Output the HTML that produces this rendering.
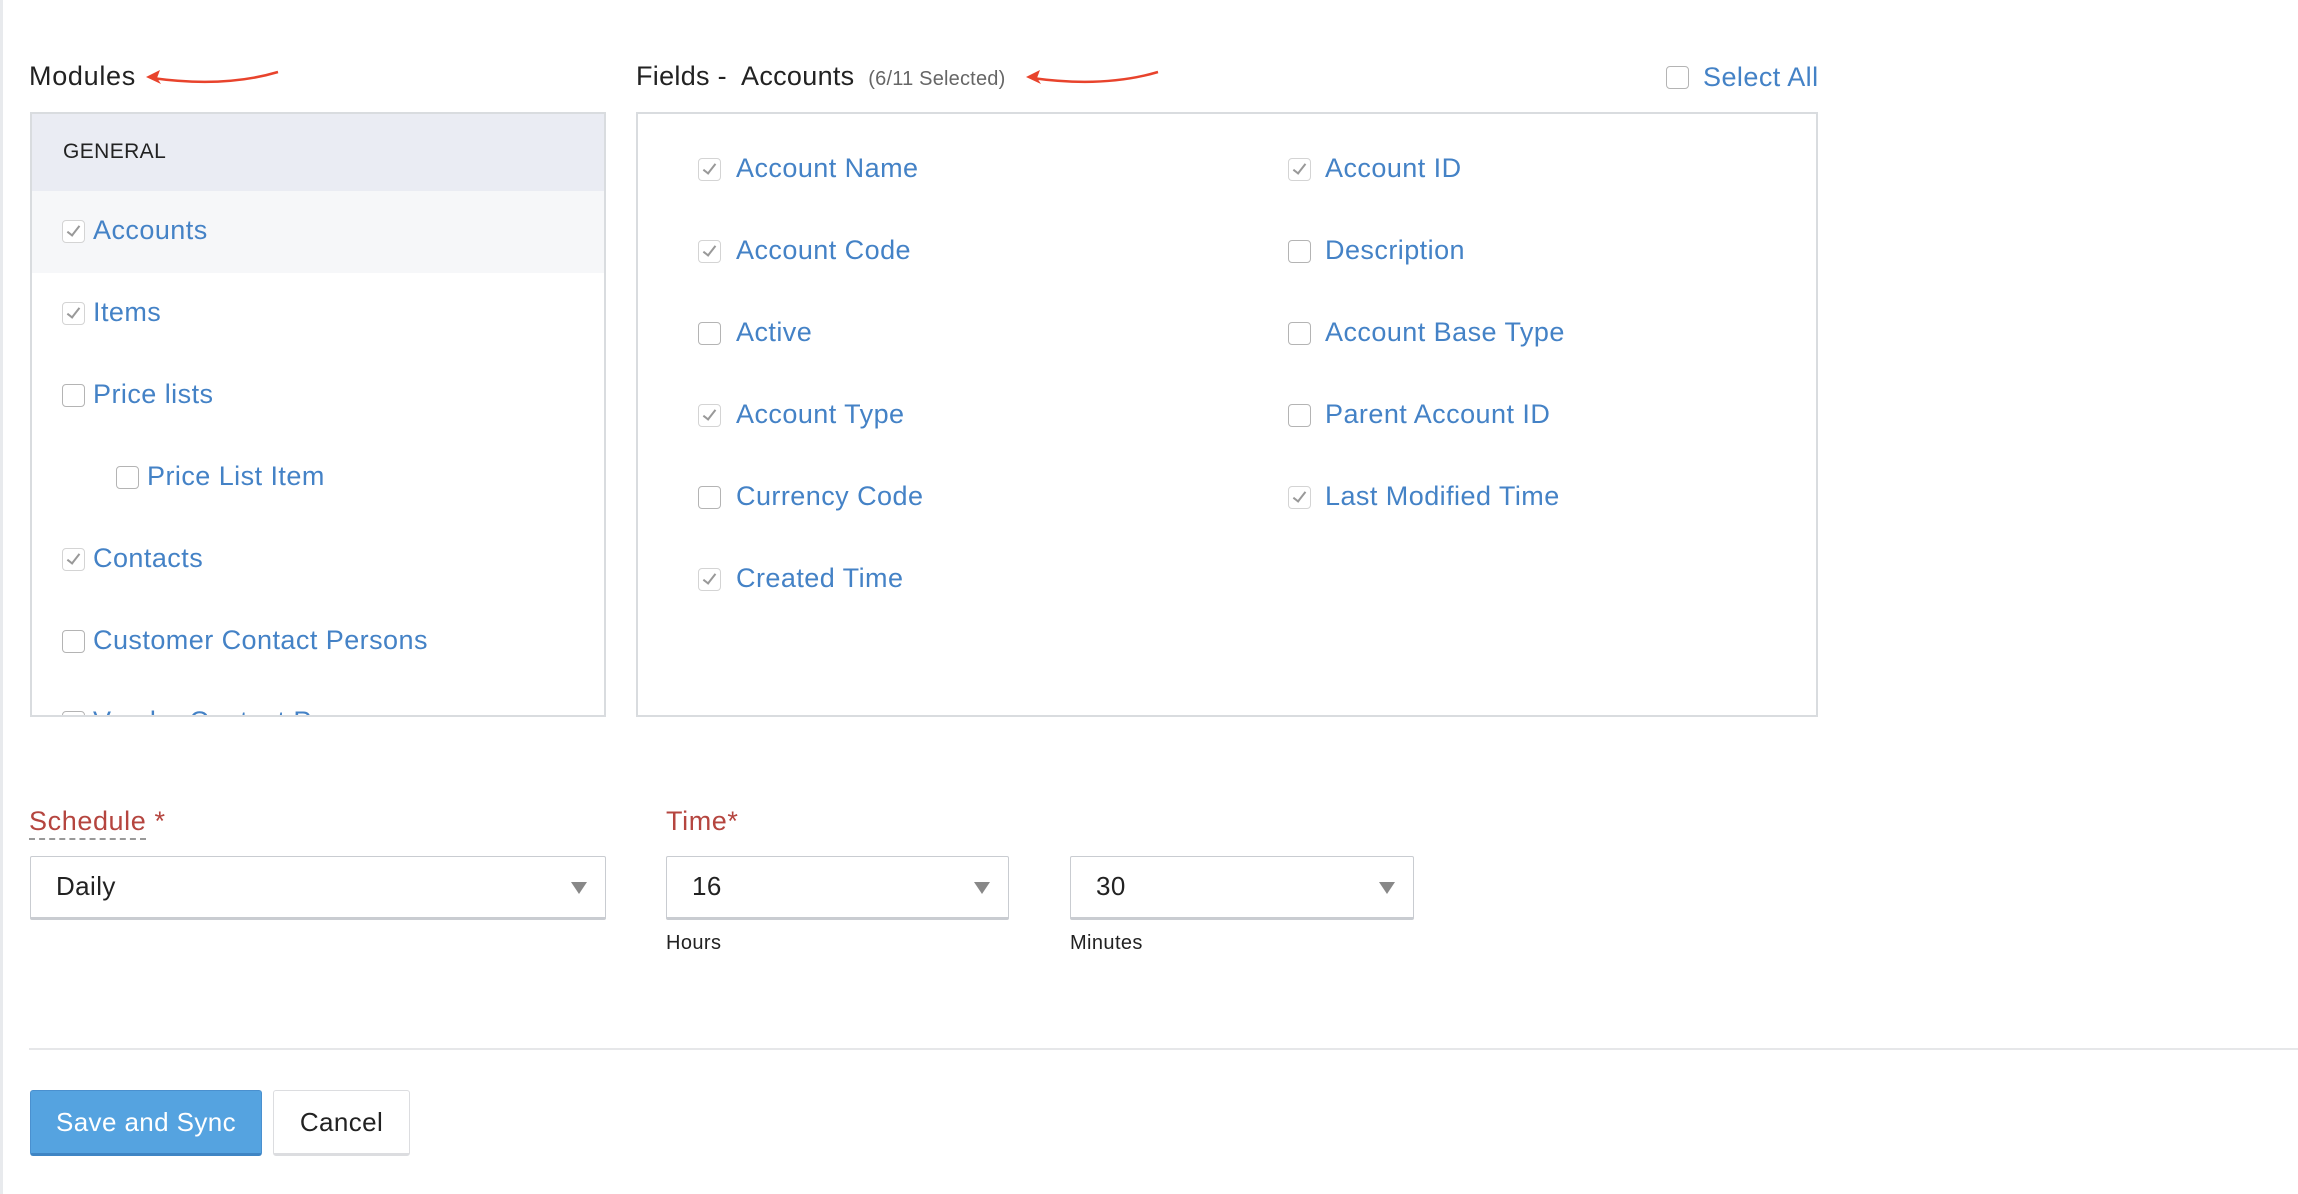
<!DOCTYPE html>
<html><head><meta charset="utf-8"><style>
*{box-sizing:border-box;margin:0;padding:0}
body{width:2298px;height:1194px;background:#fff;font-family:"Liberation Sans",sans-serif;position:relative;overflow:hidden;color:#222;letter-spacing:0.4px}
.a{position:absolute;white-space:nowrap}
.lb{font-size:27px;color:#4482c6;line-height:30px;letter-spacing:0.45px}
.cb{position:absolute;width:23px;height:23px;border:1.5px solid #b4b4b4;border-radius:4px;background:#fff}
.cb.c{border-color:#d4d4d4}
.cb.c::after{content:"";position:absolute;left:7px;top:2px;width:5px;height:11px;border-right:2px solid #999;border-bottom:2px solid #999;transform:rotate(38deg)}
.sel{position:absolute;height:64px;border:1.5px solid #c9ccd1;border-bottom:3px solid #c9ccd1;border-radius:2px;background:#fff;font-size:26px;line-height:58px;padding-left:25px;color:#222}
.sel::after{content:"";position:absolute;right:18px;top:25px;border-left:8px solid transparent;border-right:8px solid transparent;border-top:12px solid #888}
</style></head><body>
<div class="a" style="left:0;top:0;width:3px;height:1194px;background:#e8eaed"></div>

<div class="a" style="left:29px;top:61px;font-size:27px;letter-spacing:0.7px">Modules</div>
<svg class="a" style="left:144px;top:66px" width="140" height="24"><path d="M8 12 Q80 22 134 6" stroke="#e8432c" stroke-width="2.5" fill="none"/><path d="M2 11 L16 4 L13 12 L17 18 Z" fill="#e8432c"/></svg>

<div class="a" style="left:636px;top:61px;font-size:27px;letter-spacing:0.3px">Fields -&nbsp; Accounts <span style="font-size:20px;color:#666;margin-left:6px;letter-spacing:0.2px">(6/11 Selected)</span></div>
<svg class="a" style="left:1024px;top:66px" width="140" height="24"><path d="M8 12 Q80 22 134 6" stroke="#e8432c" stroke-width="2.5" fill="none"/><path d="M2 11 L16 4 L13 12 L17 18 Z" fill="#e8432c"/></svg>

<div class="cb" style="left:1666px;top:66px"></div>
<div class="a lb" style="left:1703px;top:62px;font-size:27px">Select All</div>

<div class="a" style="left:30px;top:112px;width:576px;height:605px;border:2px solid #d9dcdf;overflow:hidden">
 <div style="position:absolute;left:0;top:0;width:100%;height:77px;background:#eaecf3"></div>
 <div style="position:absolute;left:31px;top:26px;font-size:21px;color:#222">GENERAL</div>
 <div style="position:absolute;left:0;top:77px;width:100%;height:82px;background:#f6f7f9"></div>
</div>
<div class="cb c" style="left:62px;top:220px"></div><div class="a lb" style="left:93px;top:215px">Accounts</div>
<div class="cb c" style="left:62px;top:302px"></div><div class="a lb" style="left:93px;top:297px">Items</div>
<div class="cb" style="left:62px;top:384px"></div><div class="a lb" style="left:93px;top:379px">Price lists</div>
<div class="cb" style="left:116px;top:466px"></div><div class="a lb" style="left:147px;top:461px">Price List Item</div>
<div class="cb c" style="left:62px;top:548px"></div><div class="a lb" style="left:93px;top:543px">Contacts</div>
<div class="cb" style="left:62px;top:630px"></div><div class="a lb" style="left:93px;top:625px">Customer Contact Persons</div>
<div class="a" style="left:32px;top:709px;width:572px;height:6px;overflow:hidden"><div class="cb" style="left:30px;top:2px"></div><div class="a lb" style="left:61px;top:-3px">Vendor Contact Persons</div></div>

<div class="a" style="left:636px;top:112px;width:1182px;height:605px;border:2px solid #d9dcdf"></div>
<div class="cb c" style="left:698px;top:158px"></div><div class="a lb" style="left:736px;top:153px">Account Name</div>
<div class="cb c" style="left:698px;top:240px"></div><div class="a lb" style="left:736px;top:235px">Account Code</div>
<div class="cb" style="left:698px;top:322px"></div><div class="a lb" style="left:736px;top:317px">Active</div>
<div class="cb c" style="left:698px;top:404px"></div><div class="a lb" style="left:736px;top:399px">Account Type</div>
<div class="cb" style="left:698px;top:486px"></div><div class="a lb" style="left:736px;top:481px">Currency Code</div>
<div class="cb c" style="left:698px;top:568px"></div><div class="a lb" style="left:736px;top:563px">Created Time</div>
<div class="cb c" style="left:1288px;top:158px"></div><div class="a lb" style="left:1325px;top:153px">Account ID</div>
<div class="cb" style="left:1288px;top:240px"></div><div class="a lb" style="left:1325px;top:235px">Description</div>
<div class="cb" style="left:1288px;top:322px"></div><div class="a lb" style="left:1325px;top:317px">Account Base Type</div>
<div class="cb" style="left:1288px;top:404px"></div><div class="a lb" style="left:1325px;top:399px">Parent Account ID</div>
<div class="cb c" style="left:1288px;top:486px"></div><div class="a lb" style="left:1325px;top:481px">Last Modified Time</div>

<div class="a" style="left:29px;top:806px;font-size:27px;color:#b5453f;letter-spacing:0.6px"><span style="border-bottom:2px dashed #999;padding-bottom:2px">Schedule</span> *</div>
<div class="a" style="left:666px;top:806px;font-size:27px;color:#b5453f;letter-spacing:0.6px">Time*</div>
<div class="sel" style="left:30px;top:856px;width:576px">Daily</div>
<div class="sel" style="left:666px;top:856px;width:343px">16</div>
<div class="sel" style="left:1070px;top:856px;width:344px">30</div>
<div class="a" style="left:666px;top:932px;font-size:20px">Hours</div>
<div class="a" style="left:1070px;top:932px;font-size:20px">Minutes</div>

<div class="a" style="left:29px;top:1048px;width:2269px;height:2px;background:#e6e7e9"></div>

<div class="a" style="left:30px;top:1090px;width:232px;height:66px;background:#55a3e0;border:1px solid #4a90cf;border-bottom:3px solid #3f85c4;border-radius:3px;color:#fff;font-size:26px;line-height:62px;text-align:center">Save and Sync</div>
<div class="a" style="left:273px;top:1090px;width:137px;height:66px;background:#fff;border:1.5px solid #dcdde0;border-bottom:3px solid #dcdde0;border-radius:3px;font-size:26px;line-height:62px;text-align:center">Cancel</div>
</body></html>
========
**Exercise details:**
Skip the images and write out the rest of the listing exactly.

**Solution to this problem:**
Output the HTML that produces this rendering.
<!DOCTYPE html>
<html><head><meta charset="utf-8"><style>
*{box-sizing:border-box;margin:0;padding:0}
body{width:2298px;height:1194px;background:#fff;font-family:"Liberation Sans",sans-serif;position:relative;overflow:hidden;color:#222;letter-spacing:0.4px}
.a{position:absolute;white-space:nowrap}
.lb{font-size:27px;color:#4482c6;line-height:30px;letter-spacing:0.45px}
.cb{position:absolute;width:23px;height:23px;border:1.5px solid #b4b4b4;border-radius:4px;background:#fff}
.cb.c{border-color:#d4d4d4}
.cb.c::after{content:"";position:absolute;left:7px;top:2px;width:5px;height:11px;border-right:2px solid #999;border-bottom:2px solid #999;transform:rotate(38deg)}
.sel{position:absolute;height:64px;border:1.5px solid #c9ccd1;border-bottom:3px solid #c9ccd1;border-radius:2px;background:#fff;font-size:26px;line-height:58px;padding-left:25px;color:#222}
.sel::after{content:"";position:absolute;right:18px;top:25px;border-left:8px solid transparent;border-right:8px solid transparent;border-top:12px solid #888}
</style></head><body>
<div class="a" style="left:0;top:0;width:3px;height:1194px;background:#e8eaed"></div>

<div class="a" style="left:29px;top:61px;font-size:27px;letter-spacing:0.7px">Modules</div>
<svg class="a" style="left:144px;top:66px" width="140" height="24"><path d="M8 12 Q80 22 134 6" stroke="#e8432c" stroke-width="2.5" fill="none"/><path d="M2 11 L16 4 L13 12 L17 18 Z" fill="#e8432c"/></svg>

<div class="a" style="left:636px;top:61px;font-size:27px;letter-spacing:0.3px">Fields -&nbsp; Accounts <span style="font-size:20px;color:#666;margin-left:6px;letter-spacing:0.2px">(6/11 Selected)</span></div>
<svg class="a" style="left:1024px;top:66px" width="140" height="24"><path d="M8 12 Q80 22 134 6" stroke="#e8432c" stroke-width="2.5" fill="none"/><path d="M2 11 L16 4 L13 12 L17 18 Z" fill="#e8432c"/></svg>

<div class="cb" style="left:1666px;top:66px"></div>
<div class="a lb" style="left:1703px;top:62px;font-size:27px">Select All</div>

<div class="a" style="left:30px;top:112px;width:576px;height:605px;border:2px solid #d9dcdf;overflow:hidden">
 <div style="position:absolute;left:0;top:0;width:100%;height:77px;background:#eaecf3"></div>
 <div style="position:absolute;left:31px;top:26px;font-size:21px;color:#222">GENERAL</div>
 <div style="position:absolute;left:0;top:77px;width:100%;height:82px;background:#f6f7f9"></div>
</div>
<div class="cb c" style="left:62px;top:220px"></div><div class="a lb" style="left:93px;top:215px">Accounts</div>
<div class="cb c" style="left:62px;top:302px"></div><div class="a lb" style="left:93px;top:297px">Items</div>
<div class="cb" style="left:62px;top:384px"></div><div class="a lb" style="left:93px;top:379px">Price lists</div>
<div class="cb" style="left:116px;top:466px"></div><div class="a lb" style="left:147px;top:461px">Price List Item</div>
<div class="cb c" style="left:62px;top:548px"></div><div class="a lb" style="left:93px;top:543px">Contacts</div>
<div class="cb" style="left:62px;top:630px"></div><div class="a lb" style="left:93px;top:625px">Customer Contact Persons</div>
<div class="a" style="left:32px;top:709px;width:572px;height:6px;overflow:hidden"><div class="cb" style="left:30px;top:2px"></div><div class="a lb" style="left:61px;top:-3px">Vendor Contact Persons</div></div>

<div class="a" style="left:636px;top:112px;width:1182px;height:605px;border:2px solid #d9dcdf"></div>
<div class="cb c" style="left:698px;top:158px"></div><div class="a lb" style="left:736px;top:153px">Account Name</div>
<div class="cb c" style="left:698px;top:240px"></div><div class="a lb" style="left:736px;top:235px">Account Code</div>
<div class="cb" style="left:698px;top:322px"></div><div class="a lb" style="left:736px;top:317px">Active</div>
<div class="cb c" style="left:698px;top:404px"></div><div class="a lb" style="left:736px;top:399px">Account Type</div>
<div class="cb" style="left:698px;top:486px"></div><div class="a lb" style="left:736px;top:481px">Currency Code</div>
<div class="cb c" style="left:698px;top:568px"></div><div class="a lb" style="left:736px;top:563px">Created Time</div>
<div class="cb c" style="left:1288px;top:158px"></div><div class="a lb" style="left:1325px;top:153px">Account ID</div>
<div class="cb" style="left:1288px;top:240px"></div><div class="a lb" style="left:1325px;top:235px">Description</div>
<div class="cb" style="left:1288px;top:322px"></div><div class="a lb" style="left:1325px;top:317px">Account Base Type</div>
<div class="cb" style="left:1288px;top:404px"></div><div class="a lb" style="left:1325px;top:399px">Parent Account ID</div>
<div class="cb c" style="left:1288px;top:486px"></div><div class="a lb" style="left:1325px;top:481px">Last Modified Time</div>

<div class="a" style="left:29px;top:806px;font-size:27px;color:#b5453f;letter-spacing:0.6px"><span style="border-bottom:2px dashed #999;padding-bottom:2px">Schedule</span> *</div>
<div class="a" style="left:666px;top:806px;font-size:27px;color:#b5453f;letter-spacing:0.6px">Time*</div>
<div class="sel" style="left:30px;top:856px;width:576px">Daily</div>
<div class="sel" style="left:666px;top:856px;width:343px">16</div>
<div class="sel" style="left:1070px;top:856px;width:344px">30</div>
<div class="a" style="left:666px;top:932px;font-size:20px">Hours</div>
<div class="a" style="left:1070px;top:932px;font-size:20px">Minutes</div>

<div class="a" style="left:29px;top:1048px;width:2269px;height:2px;background:#e6e7e9"></div>

<div class="a" style="left:30px;top:1090px;width:232px;height:66px;background:#55a3e0;border:1px solid #4a90cf;border-bottom:3px solid #3f85c4;border-radius:3px;color:#fff;font-size:26px;line-height:62px;text-align:center">Save and Sync</div>
<div class="a" style="left:273px;top:1090px;width:137px;height:66px;background:#fff;border:1.5px solid #dcdde0;border-bottom:3px solid #dcdde0;border-radius:3px;font-size:26px;line-height:62px;text-align:center">Cancel</div>
</body></html>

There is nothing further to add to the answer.